A Zagreb County Court panel of judges chaired by Ivan Turudic also banned Jurica from working in diplomacy for five years.

The national anti-corruption office USKOK accused the former ambassador, who asked to be relieved of duty last July, of abuse of office. The media alleged that he used the money for gambling as well.

The court interpreted the fact that he returned the money in the meantime as admission that he had spent taxpayers' money without authorisation while performing a honourable duty.

In the closing statements before the sentence was handed down, USKOK representative Mladen Krajacic asked that Jurica be convicted and banned from working in diplomacy, while Jurica's counsel Rajko Mlinaric argued that guilt had not been proven and that his client should be acquitted.

Jurica defended himself by saying that he spent the money for official and not personal purposes, but that he kept irregular cost records, which prompted him to return the debt to the government.

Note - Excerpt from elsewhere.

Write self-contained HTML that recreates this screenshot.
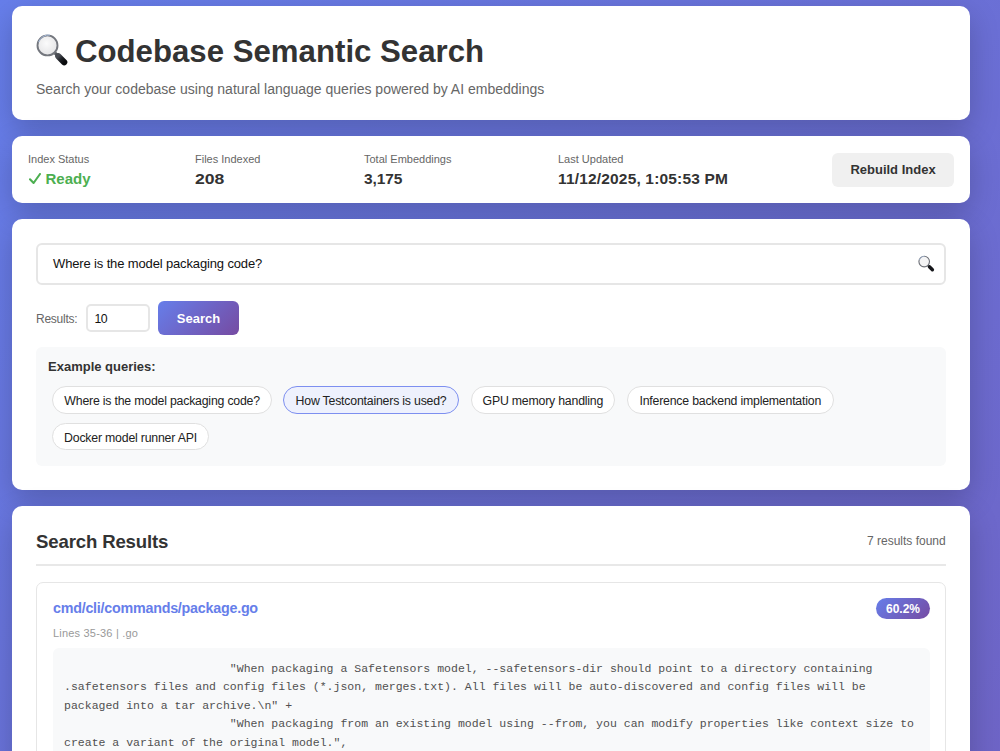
<!DOCTYPE html>
<html><head><meta charset="utf-8">
<style>
*{box-sizing:border-box;margin:0;padding:0}
html,body{width:1000px;height:751px;overflow:hidden}
body{position:relative;font-family:"Liberation Sans",sans-serif;color:#333;
background:linear-gradient(135deg,#667eea 0%,#764ba2 100%) no-repeat 0 0/1000px 2500px;}
.card{position:absolute;left:12px;width:958px;background:#fff;border-radius:10px;box-shadow:0 10px 30px rgba(0,0,0,0.2)}
.abs{position:absolute;white-space:pre;line-height:1}
.chip{position:absolute;height:27.2px;border:1px solid #e0e0e0;border-radius:14px;background:#fff;font-size:12.3px;letter-spacing:-0.2px;color:#222;text-align:center;line-height:28.2px;white-space:pre}
.chip.act{background:#eef1fd;border-color:#7d8ff0}
.code{position:absolute;left:52px;top:153.9px;font-family:"Liberation Mono",monospace;font-size:11.53px;line-height:18.4px;color:#505050;white-space:pre}
</style></head><body>

<!-- header card -->
<div class="card" style="top:6px;height:114px">
  <svg class="abs" style="left:24px;top:28px" width="32" height="32" viewBox="0 0 32 32">
    <defs>
      <radialGradient id="gl" cx="0.45" cy="0.4" r="0.6"><stop offset="0" stop-color="#fbfbfb"/><stop offset="1" stop-color="#e4e4e6"/></radialGradient>
      <linearGradient id="hd" x1="0" y1="0" x2="1" y2="1"><stop offset="0" stop-color="#4a4d54"/><stop offset="0.5" stop-color="#1d1f24"/><stop offset="1" stop-color="#0a0b0d"/></linearGradient>
    </defs>
    <path d="M19.4 19.4 L22.5 22.5" stroke="#55585e" stroke-width="3.2" stroke-linecap="round"/>
    <path d="M22.3 22.3 L28.2 28.2" stroke="url(#hd)" stroke-width="6.2" stroke-linecap="round"/>
    <circle cx="11.5" cy="11.4" r="10" fill="url(#gl)" stroke="#74777e" stroke-width="1.9"/>
    <path d="M2.6 8.2 A10.6 10.6 0 0 1 14 1" fill="none" stroke="#b4cdf2" stroke-width="1" opacity="0.8"/>
  </svg>
  <div class="abs" style="left:63px;top:30px;font-weight:bold;font-size:31.2px;color:#333">Codebase Semantic Search</div>
  <div class="abs" style="left:24px;top:76px;font-size:14px;color:#666">Search your codebase using natural language queries powered by AI embeddings</div>
</div>

<!-- stats card -->
<div class="card" style="top:136px;height:67px">
  <div class="abs" style="left:16px;top:18px;font-size:11px;color:#666">Index Status</div>
  <div class="abs" style="left:17px;top:37px;font-size:15px;font-weight:bold;color:#4caf50">
    <svg style="position:absolute;left:0;top:0" width="12" height="12" viewBox="0 0 12 12"><path d="M1 6.3 L4.6 10 L11 1" fill="none" stroke="#4caf50" stroke-width="2.1" stroke-linecap="round" stroke-linejoin="round"/></svg>
    <span style="position:absolute;left:16.5px;top:-2.2px">Ready</span></div>
  <div class="abs" style="left:183px;top:18px;font-size:11px;color:#666">Files Indexed</div>
  <div class="abs" style="left:183px;top:34.7px;font-size:15.5px;font-weight:bold;color:#333;transform:scaleX(1.135);transform-origin:0 0">208</div>
  <div class="abs" style="left:352px;top:18px;font-size:11px;color:#666">Total Embeddings</div>
  <div class="abs" style="left:352px;top:34.7px;font-size:15.5px;font-weight:bold;color:#333;letter-spacing:-0.1px">3,175</div>
  <div class="abs" style="left:546px;top:18px;font-size:11px;color:#666">Last Updated</div>
  <div class="abs" style="left:546px;top:34.7px;font-size:15.5px;font-weight:bold;color:#333;letter-spacing:0.17px">11/12/2025, 1:05:53 PM</div>
  <div class="abs" style="left:820px;top:17px;width:122px;height:34px;background:#f0f0f0;border-radius:6px"></div>
  <div class="abs" style="left:820px;top:26.7px;width:122px;text-align:center;font-size:13px;font-weight:bold;color:#333">Rebuild Index</div>
</div>

<!-- search card -->
<div class="card" style="top:219px;height:271px">
  <div class="abs" style="left:24px;top:24px;width:910px;height:42px;border:2px solid #e6e6e6;border-radius:6px"></div>
  <div class="abs" style="left:41px;top:38px;font-size:13px;color:#111;letter-spacing:-0.14px">Where is the model packaging code?</div>
  <div class="abs" style="left:24px;top:94px;font-size:12px;color:#666;letter-spacing:-0.25px">Results:</div>
  <div class="abs" style="left:74px;top:85px;width:64px;height:28px;border:2px solid #e6e6e6;border-radius:5px"></div>
  <div class="abs" style="left:82.5px;top:93.6px;font-size:12.3px;color:#111;letter-spacing:-0.6px">10</div>
  <div class="abs" style="left:146px;top:82px;width:81px;height:34px;border-radius:6px;background:linear-gradient(135deg,#667eea 0%,#764ba2 100%)"></div>
  <div class="abs" style="left:146px;top:92.5px;width:81px;text-align:center;font-size:13px;font-weight:bold;color:#fff">Search</div>
  <div class="abs" style="left:24px;top:128px;width:910px;height:119px;background:#f8f9fa;border-radius:6px"></div>
  <div class="abs" style="left:36px;top:141px;font-size:13px;font-weight:bold;color:#333">Example queries:</div>
  <div class="chip" style="left:40.3px;top:167.4px;width:219.7px">Where is the model packaging code?</div>
  <div class="chip act" style="left:271px;top:167.4px;width:176.1px">How Testcontainers is used?</div>
  <div class="chip" style="left:458.9px;top:167.4px;width:143.9px">GPU memory handling</div>
  <div class="chip" style="left:614.9px;top:167.4px;width:206.7px">Inference backend implementation</div>
  <div class="chip" style="left:40.3px;top:203.5px;width:156.4px">Docker model runner API</div>
  <svg class="abs" style="left:904px;top:35px" width="20" height="20" viewBox="0 0 20 20">
    <path d="M11.6 11 L13.2 12.6" stroke="#55585e" stroke-width="1.8" stroke-linecap="round"/>
    <path d="M13.4 12.8 L16.4 15.8" stroke="#15161a" stroke-width="3.4" stroke-linecap="round"/>
    <circle cx="8.2" cy="7.6" r="5.3" fill="#f4f4f5" stroke="#6d7077" stroke-width="1.1"/>
    <path d="M3.2 6 A5.6 5.6 0 0 1 8.6 2.2" fill="none" stroke="#b4cdf2" stroke-width="0.7" opacity="0.8"/>
  </svg>
</div>

<!-- results card -->
<div class="card" style="top:506px;height:400px">
  <div class="abs" style="left:24px;top:26.75px;font-size:18.6px;font-weight:bold;color:#333;letter-spacing:-0.15px">Search Results</div>
  <div class="abs" style="left:24px;top:58px;width:910px;height:2px;background:#e8e8e8"></div>
  <div class="abs" style="left:855px;top:28.8px;font-size:12px;color:#666">7 results found</div>
  <div class="abs" style="left:24px;top:76px;width:910px;height:400px;border:1px solid #e6e6e6;border-radius:7px"></div>
  <div class="abs" style="left:41px;top:95.2px;font-size:14.3px;font-weight:bold;color:#667eea;letter-spacing:-0.24px">cmd/cli/commands/package.go</div>
  <div class="abs" style="left:864px;top:92px;width:54px;height:21px;border-radius:11px;background:linear-gradient(135deg,#667eea 0%,#764ba2 100%)"></div>
  <div class="abs" style="left:864px;top:97px;width:54px;text-align:center;font-size:12px;font-weight:bold;color:#fff">60.2%</div>
  <div class="abs" style="left:41px;top:122px;font-size:11px;color:#999;letter-spacing:0.2px">Lines 35-36 | .go</div>
  <div class="abs" style="left:41px;top:142px;width:877px;height:300px;background:#f8f9fa;border-radius:6px"></div>
  <pre class="code">                        "When packaging a Safetensors model, --safetensors-dir should point to a directory containing
.safetensors files and config files (*.json, merges.txt). All files will be auto-discovered and config files will be
packaged into a tar archive.\n" +
                        "When packaging from an existing model using --from, you can modify properties like context size to
create a variant of the original model.",
                        Args: requireExactArgs(1, "package", "OUTPUT"),</pre>
</div>

</body></html>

He was indicted in late November after a five-month investigation launched when the Foreign Ministry pressed charges against him for irregularities in the financial operations of Croatia's Permanent Mission to the UN. Jurica asked to be relieved of duty, which the parliamentary Foreign Affairs Committee supported in late July, suggesting that then President Stjepan Mesic relieve Jurica of duty. Mesic had said a number of time that he was unhappy with Jurica's performance and recalled him in early September.